══ SOURCE DATA

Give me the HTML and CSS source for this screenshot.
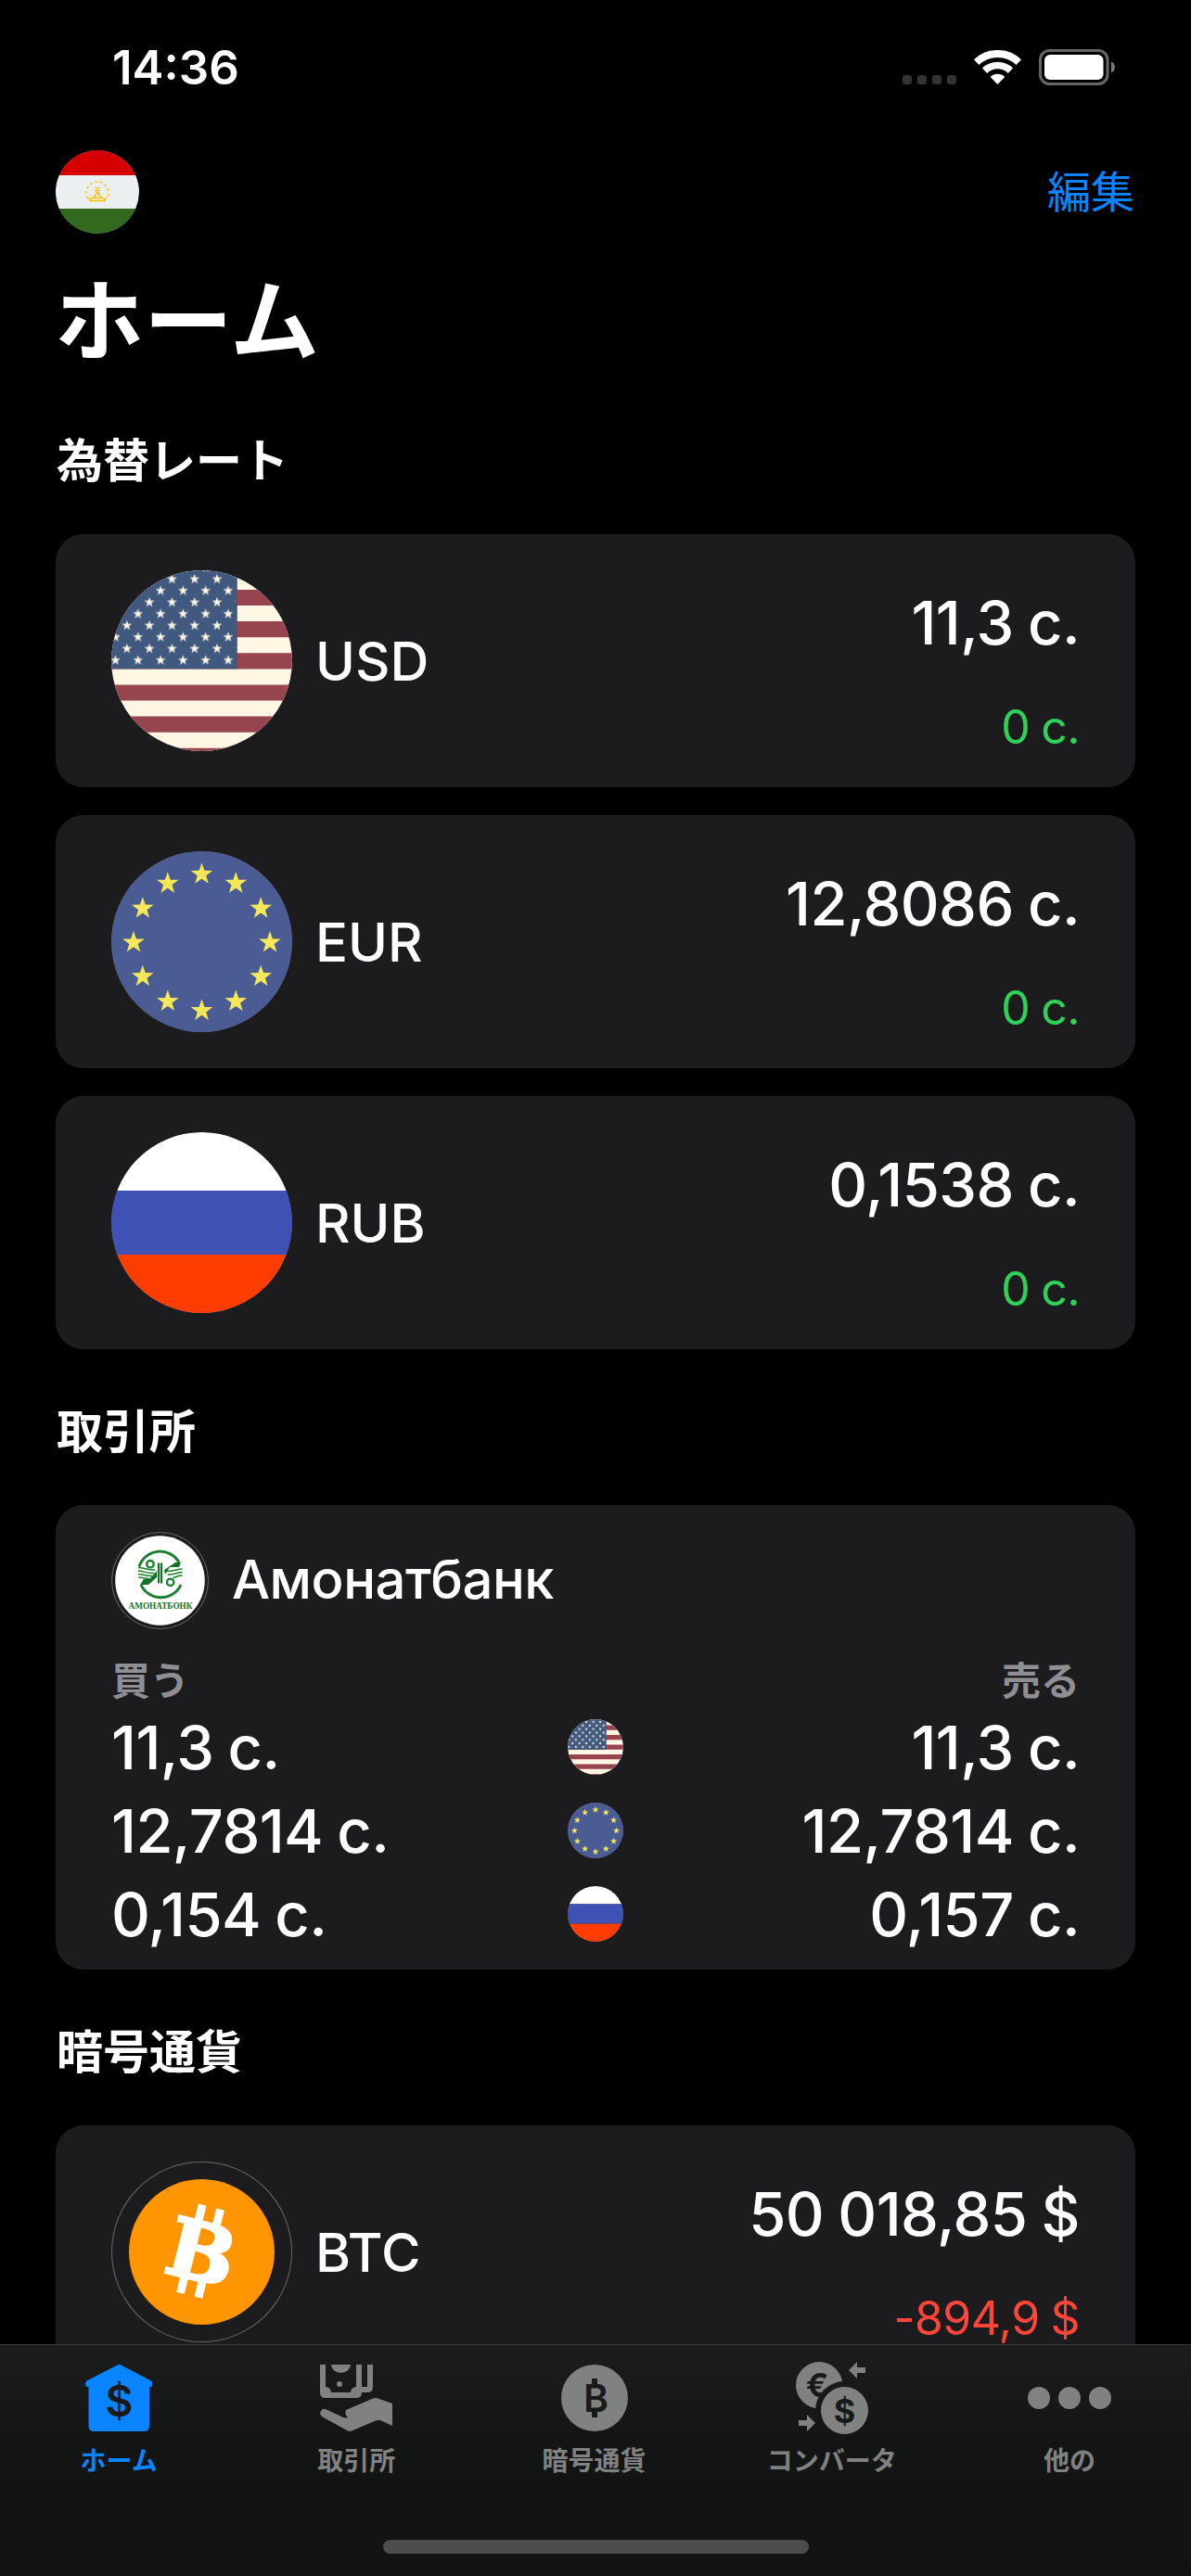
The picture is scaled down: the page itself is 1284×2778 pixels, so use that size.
FILE: index.html
```html
<!DOCTYPE html>
<html lang="ja">
<head>
    <meta charset="UTF-8">
    <meta name="viewport" content="width=device-width, initial-scale=1.0">
    <title>ホーム</title>
    <link rel="stylesheet" href="styles.css">
</head>
<body>
    <!-- Shared flags -->
    <svg class="sprites" aria-hidden="true">
        <defs>
            <clipPath id="round"><circle cx="97.5" cy="97.5" r="97.5"/></clipPath>
            <polygon id="star" points="0,-1 0.235,-0.324 0.951,-0.309 0.38,0.124 0.588,0.809 0,0.4 -0.588,0.809 -0.38,0.124 -0.951,-0.309 -0.235,-0.324"/>
            <pattern id="us-stars" patternUnits="userSpaceOnUse" x="-1.6" y="3.5" width="24.3" height="25">
                <use href="#star" transform="translate(18.4 6.1) scale(5.6)" fill="#fff7e4"/>
                <use href="#star" transform="translate(6.1 18.6) scale(5.6)" fill="#fff7e4"/>
            </pattern>
        </defs>
        <symbol id="flag-us" viewBox="0 0 195 195">
            <g clip-path="url(#round)">
                <rect width="195" height="195" fill="#fff7e4"/>
                <path fill="#96444d" d="M0 21h195v17.1H0zM0 55.1h195v17.1H0zM0 89.3h195v17.1H0zM0 123.4h195v17.1H0zM0 157.6h195v17.1H0zM0 191.7h195v17.1H0z"/>
                <rect width="135.8" height="106.4" fill="#41597f"/>
                <rect width="134" height="104" fill="url(#us-stars)"/>
            </g>
        </symbol>
        <symbol id="flag-eu" viewBox="0 0 195 195">
            <circle cx="97.5" cy="97.5" r="97.5" fill="#4b5c94"/>
            <g fill="#f5e858">
                <use href="#star" transform="translate(97.5 24.8) scale(12.4)"/>
                <use href="#star" transform="translate(134.3 34.7) scale(12.4)"/>
                <use href="#star" transform="translate(161.2 61.6) scale(12.4)"/>
                <use href="#star" transform="translate(171 98.4) scale(12.4)"/>
                <use href="#star" transform="translate(161.2 135.1) scale(12.4)"/>
                <use href="#star" transform="translate(134.3 162) scale(12.4)"/>
                <use href="#star" transform="translate(97.5 171.9) scale(12.4)"/>
                <use href="#star" transform="translate(60.8 162) scale(12.4)"/>
                <use href="#star" transform="translate(33.8 135.1) scale(12.4)"/>
                <use href="#star" transform="translate(24 98.4) scale(12.4)"/>
                <use href="#star" transform="translate(33.8 61.6) scale(12.4)"/>
                <use href="#star" transform="translate(60.8 34.7) scale(12.4)"/>
            </g>
        </symbol>
        <symbol id="flag-ru" viewBox="0 0 195 195">
            <g clip-path="url(#round)">
                <rect width="195" height="63" fill="#fff"/>
                <rect y="63" width="195" height="69" fill="#3f51b5"/>
                <rect y="132" width="195" height="63" fill="#ff3d00"/>
            </g>
        </symbol>
    </svg>

    <header class="status-bar">
        <span class="time">14:36</span>
        <div class="status-icons">
            <svg class="signal" width="58" height="10" viewBox="0 0 58 10" fill="#333">
                <rect width="10" height="10" rx="3"/><rect x="16" width="10" height="10" rx="3"/>
                <rect x="32" width="10" height="10" rx="3"/><rect x="48" width="10" height="10" rx="3"/>
            </svg>
            <svg class="wifi" width="51" height="37" viewBox="0 0 51 37" fill="none">
                <path d="M2.7 13.1a33 33 0 0 1 45.6 0" stroke="#fff" stroke-width="8"/>
                <path d="M11.6 22.2a20 20 0 0 1 27.8 0" stroke="#fff" stroke-width="7.5"/>
                <path d="M25.5 37l-7.8-8a11 11 0 0 1 15.6 0z" fill="#fff"/>
            </svg>
            <svg class="battery" width="82" height="39" viewBox="0 0 82 39">
                <rect x="1.5" y="1.5" width="72.5" height="36" rx="10" fill="none" stroke="#666" stroke-width="3"/>
                <rect x="6" y="6" width="63.5" height="27" rx="6" fill="#fff"/>
                <path d="M78 13.5c5.3 2 5.3 10 0 12z" fill="#777"/>
            </svg>
        </div>
    </header>

    <nav class="nav-bar">
        <svg class="flag flag-nav" viewBox="0 0 90 90">
            <clipPath id="round-nav"><circle cx="45" cy="45" r="45"/></clipPath>
            <g clip-path="url(#round-nav)">
                <rect width="90" height="27" fill="#d50000"/>
                <rect y="27" width="90" height="36" fill="#ebeff2"/>
                <rect y="63" width="90" height="27" fill="#33691e"/>
            </g>
            <g fill="none" stroke="#ffc107" stroke-width="1.5">
                <path d="M34.5 52a12 12 0 1 1 21 0" stroke-dasharray="2.5 3"/>
                <path d="M36 54.5h18M38 51.5h14M41 51l4-6 4 6M42 43.5h6M43 41h4M35 51l4 3.5M55 51l-4 3.5"/>
            </g>
        </svg>
        <a class="edit">編集</a>
    </nav>

    <main>
        <h1>ホーム</h1>

        <section>
            <h2>為替レート</h2>
            <div class="cards">
                <div class="card rate">
                    <svg class="flag"><use href="#flag-us"/></svg>
                    <span class="code">USD</span>
                    <div class="values">
                        <span class="amount">11,3 с.</span>
                        <span class="change up">0 с.</span>
                    </div>
                </div>
                <div class="card rate">
                    <svg class="flag"><use href="#flag-eu"/></svg>
                    <span class="code">EUR</span>
                    <div class="values">
                        <span class="amount">12,8086 с.</span>
                        <span class="change up">0 с.</span>
                    </div>
                </div>
                <div class="card rate">
                    <svg class="flag"><use href="#flag-ru"/></svg>
                    <span class="code">RUB</span>
                    <div class="values">
                        <span class="amount">0,1538 с.</span>
                        <span class="change up">0 с.</span>
                    </div>
                </div>
            </div>
        </section>

        <section>
            <h2>取引所</h2>
            <div class="card bank">
                <div class="bank-head">
                    <svg class="bank-logo" viewBox="0 0 105 105">
                        <circle cx="52.5" cy="52.5" r="52" fill="none" stroke="#6a6a6c"/>
                        <circle cx="52.5" cy="52.5" r="48.3" fill="#fff"/>
                        <g fill="none" stroke="#1d8030" stroke-width="3">
                            <path d="M30 37.5a23.6 23.6 0 0 1 43-4.5"/>
                            <path d="M32 57a23.6 23.6 0 0 0 43 0"/>
                            <circle cx="42" cy="34.7" r="3.7" stroke-width="2.4"/>
                            <circle cx="63.7" cy="54.3" r="3.7" stroke-width="2.4"/>
                            <path d="M29 38.5c6 0 8 3 18 2.500M29 42c6 0 8 3 17 2.500M29 45.500c6 0 8 2.500 15 2M29.500 49c5 0 7 2 12 1.500M76.500 40c-6 0-8 3-18 2.500M76.500 43.500c-6 0-8 3-16 2.500M76.500 47c-6 0-6 2.500-10 2" stroke-width="1.500"/>
                        </g>
                        <path fill="#147228" d="M50 33.500h2.200v22H50zM53 33.500h2.200v22H53zM57 41l12-8h6l-2 5H63l-5 8zM49 42v7l-9 8H31l4-6h6z"/>
                        <text x="53" y="83" text-anchor="middle" textLength="69" lengthAdjust="spacingAndGlyphs" class="logo-text">АМОНАТБОНК</text>
                    </svg>
                    <span class="bank-name">Амонатбанк</span>
                </div>
                <div class="bank-labels"><span>買う</span><span>売る</span></div>
                <div class="bank-row">
                    <span class="amount">11,3 с.</span>
                    <svg class="flag flag-small"><use href="#flag-us"/></svg>
                    <span class="amount sell">11,3 с.</span>
                </div>
                <div class="bank-row">
                    <span class="amount">12,7814 с.</span>
                    <svg class="flag flag-small"><use href="#flag-eu"/></svg>
                    <span class="amount sell">12,7814 с.</span>
                </div>
                <div class="bank-row">
                    <span class="amount">0,154 с.</span>
                    <svg class="flag flag-small"><use href="#flag-ru"/></svg>
                    <span class="amount sell">0,157 с.</span>
                </div>
            </div>
        </section>

        <section>
            <h2>暗号通貨</h2>
            <div class="card rate">
                <svg class="flag" viewBox="0 0 195 195">
                    <circle cx="97.5" cy="97.5" r="78.5" fill="#ff9500"/>
                    <g transform="translate(97.5 97) rotate(14)" fill="#fff">
                        <text y="31.5" text-anchor="middle" class="coin-letter">B</text>
                        <path d="M-16-49h9v20h-9zM4-49h9v20H4zM-16 29h9v20h-9zM4 29h9v20H4z"/>
                    </g>
                </svg>
                <span class="code">BTC</span>
                <div class="values">
                    <span class="amount">50 018,85 $</span>
                    <span class="change down">-894,9 $</span>
                </div>
            </div>
        </section>
    </main>

    <footer class="tab-bar">
        <div class="tabs">
            <a class="tab active">
                <svg width="73" height="78" viewBox="0 -3 73 78">
                    <path fill="currentColor" d="M34 .8q2.5-1.5 5 0L71 17.500q3 3.500 0 6.500h-2v42q0 6-6 6H9.500q-6 0-6-6V24h-2q-3-3 0-6.500z"/>
                    <text x="36.5" y="56" text-anchor="middle" class="glyph glyph-home">$</text>
                </svg>
                <span>ホーム</span>
            </a>
            <a class="tab">
                <svg width="78" height="78" viewBox="0 -3 78 78" fill="currentColor">
                    <path d="M0 0v30q0 6 6 6h33q6 0 6-6h6q6 0 6-6V0h-6v24h-6V0h-6v24q-6 1-6 6H12q0-5-6-6V0H0z"/>
                    <path d="M12 0h21a10.5 9 0 0 1-21 0z"/>
                    <circle cx="21" cy="21" r="3"/>
                    <path d="M7 48.5l17 8q3 1.5 6 .5-4-3.500-2-8L56 37q4-2 8 0l14 5v24l-12-5.500q-3-1.500-6 0L34 71.500q-3 1-6-1L2 56q-3-3-1-6 2-3.500 6-1.500z"/>
                </svg>
                <span>取引所</span>
            </a>
            <a class="tab">
                <svg width="72" height="78" viewBox="0 -3 72 78">
                    <circle cx="36" cy="36" r="36" fill="currentColor"/>
                    <text x="37.5" y="51" text-anchor="middle" class="glyph glyph-coin">B</text>
                    <path class="glyph" d="M33 15h6v7h-6zM33 50h6v7h-6z"/>
                </svg>
                <span>暗号通貨</span>
            </a>
            <a class="tab">
                <svg width="78" height="78" viewBox="0 0 78 78" fill="currentColor">
                    <mask id="coin-gap">
                        <rect width="78" height="78" fill="#fff"/>
                        <circle cx="52.5" cy="52.5" r="31.5" fill="#000"/>
                    </mask>
                    <g mask="url(#coin-gap)">
                        <circle cx="25.2" cy="25.2" r="25.2"/>
                        <text x="23" y="38" text-anchor="middle" class="glyph glyph-small">€</text>
                    </g>
                    <circle cx="52.5" cy="52.5" r="25.5"/>
                    <text x="52.5" y="65.5" text-anchor="middle" class="glyph glyph-small">$</text>
                    <path d="M57 9l9-9v6h9v6h-9v6zM21 66l-9 9v-6H3v-6h9v-6z"/>
                </svg>
                <span>コンバータ</span>
            </a>
            <a class="tab">
                <svg width="90" height="78" viewBox="0 0 90 78" fill="currentColor">
                    <circle cx="12" cy="39" r="12"/><circle cx="45" cy="39" r="12"/><circle cx="78" cy="39" r="12"/>
                </svg>
                <span>他の</span>
            </a>
        </div>
        <div class="home-indicator"></div>
    </footer>
</body>
</html>
```

FILE: styles.css
```css
* {
    box-sizing: border-box;
}

body {
    margin: 0;
    height: 2778px;
    overflow: hidden;
    background-color: #000;
    color: #fff;
    font-family: Inter, 'Noto Sans CJK JP', sans-serif;
}

.sprites {
    position: absolute;
    width: 0;
    height: 0;
}

svg {
    display: block;
    flex-shrink: 0;
}

/* Status bar */
.status-bar {
    display: flex;
    justify-content: space-between;
    height: 141px;
    padding: 53px 82px 0 121px;
}

.time {
    font-size: 51px;
    font-weight: 600;
    line-height: 40px;
}

.status-icons {
    display: flex;
    align-items: flex-end;
    height: 39px;
}

.signal {
    margin: 0 19px 1px 0;
}

.wifi {
    margin: 0 19px 1px 0;
}

/* Navigation */
.nav-bar {
    display: flex;
    justify-content: space-between;
    align-items: center;
    height: 132px;
    padding: 0 61px 0 60px;
}

.edit {
    color: #0a84ff;
    font-size: 47px;
    line-height: 60px;
}

.flag {
    width: 195px;
    height: 195px;
    border-radius: 50%;
    box-shadow: inset 0 0 0 1px #6a6a6c;
}

.flag-nav {
    width: 90px;
    height: 90px;
}

.flag-small {
    width: 60px;
    height: 60px;
}

main {
    padding: 0 60px;
}

h1 {
    margin: 0 0 0 -1px;
    height: 150px;
    font-size: 96px;
    font-weight: 700;
    line-height: 147px;
}

h2 {
    margin: 0 0 0 1px;
    height: 168px;
    padding-top: 59px;
    font-size: 50px;
    font-weight: 700;
    line-height: 60px;
}

section:first-of-type h2 {
    height: 153px;
    padding-top: 44px;
}

.cards {
    display: flex;
    flex-direction: column;
    gap: 30px;
}

.card {
    background-color: #1c1c1e;
    border-radius: 30px;
}

.rate {
    display: flex;
    align-items: center;
    height: 273px;
    padding: 0 60px;
}

.code {
    margin-left: 25px;
    font-size: 58px;
    font-weight: 500;
}

.values {
    display: flex;
    flex-direction: column;
    align-items: flex-end;
    gap: 42px;
    margin: 21px 0 0 auto;
}

.amount {
    font-size: 65px;
    font-weight: 500;
    letter-spacing: -0.6px;
    line-height: 80px;
    white-space: pre;
    word-spacing: -1.5px;
}

.change {
    font-size: 50px;
    letter-spacing: -0.6px;
    line-height: 60px;
    word-spacing: -1.5px;
}

.up {
    color: #30d158;
}

.down {
    color: #ff453a;
}

/* Bank card */
.bank {
    height: 501px;
    padding: 29px 60px 0;
}

.bank-head {
    display: flex;
    align-items: center;
    gap: 25px;
    height: 105px;
}

.bank-logo {
    width: 105px;
    height: 105px;
}

.bank-name {
    padding-bottom: 3px;
    font-size: 58px;
    font-weight: 500;
    letter-spacing: -0.5px;
}

.logo-text {
    fill: #147228;
    font-family: 'Liberation Serif', serif;
    font-size: 11px;
    font-weight: 700;
}

.bank-labels {
    display: flex;
    justify-content: space-between;
    height: 82px;
    padding-top: 26px;
    color: #8e8e93;
    font-size: 42px;
    font-weight: 700;
    line-height: 60px;
}

.bank-row {
    display: grid;
    grid-template-columns: 1fr 60px 1fr;
    align-items: center;
    height: 90px;
}

.bank-row .amount {
    padding-top: 2px;
}

.sell {
    text-align: right;
}

.coin-letter {
    stroke: #fff;
    stroke-width: 3px;
    font-family: 'DejaVu Serif', serif;
    font-size: 86px;
    font-weight: 700;
}

/* Bottom tab bar */
.tab-bar {
    position: fixed;
    left: 0;
    right: 0;
    bottom: 0;
    height: 250px;
    border-top: 1px solid #3b3c3d;
    background: linear-gradient(#1b1d1c, #131514 45%, #111212);
}

.tabs {
    display: flex;
    height: 210px;
    padding: 18px 3px 0 0;
}

.tab {
    display: flex;
    flex: 1;
    flex-direction: column;
    align-items: center;
    gap: 9px;
    color: #808281;
    font-size: 28px;
    font-weight: 700;
    line-height: 40px;
}

.active {
    color: #0a84ff;
}

.glyph {
    fill: #181a19;
    font-family: Inter, sans-serif;
    font-weight: 600;
}

.glyph-home {
    font-size: 46px;
}

.glyph-coin {
    font-size: 41px;
}

.glyph-small {
    font-size: 36px;
    font-weight: 700;
}

.home-indicator {
    width: 459px;
    height: 15px;
    margin: 0 auto;
    border-radius: 8px;
    background-color: #4d4d4d;
}
```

════

:: EXERCISE ::
Filter out all lines lacking the word "down" and copy the rest.

:: REPLY TO THE TASK ::
The picture is scaled down: the page itself is 1284×2778 pixels, so use that size.
                    <span class="change down">-894,9 $</span>
.down {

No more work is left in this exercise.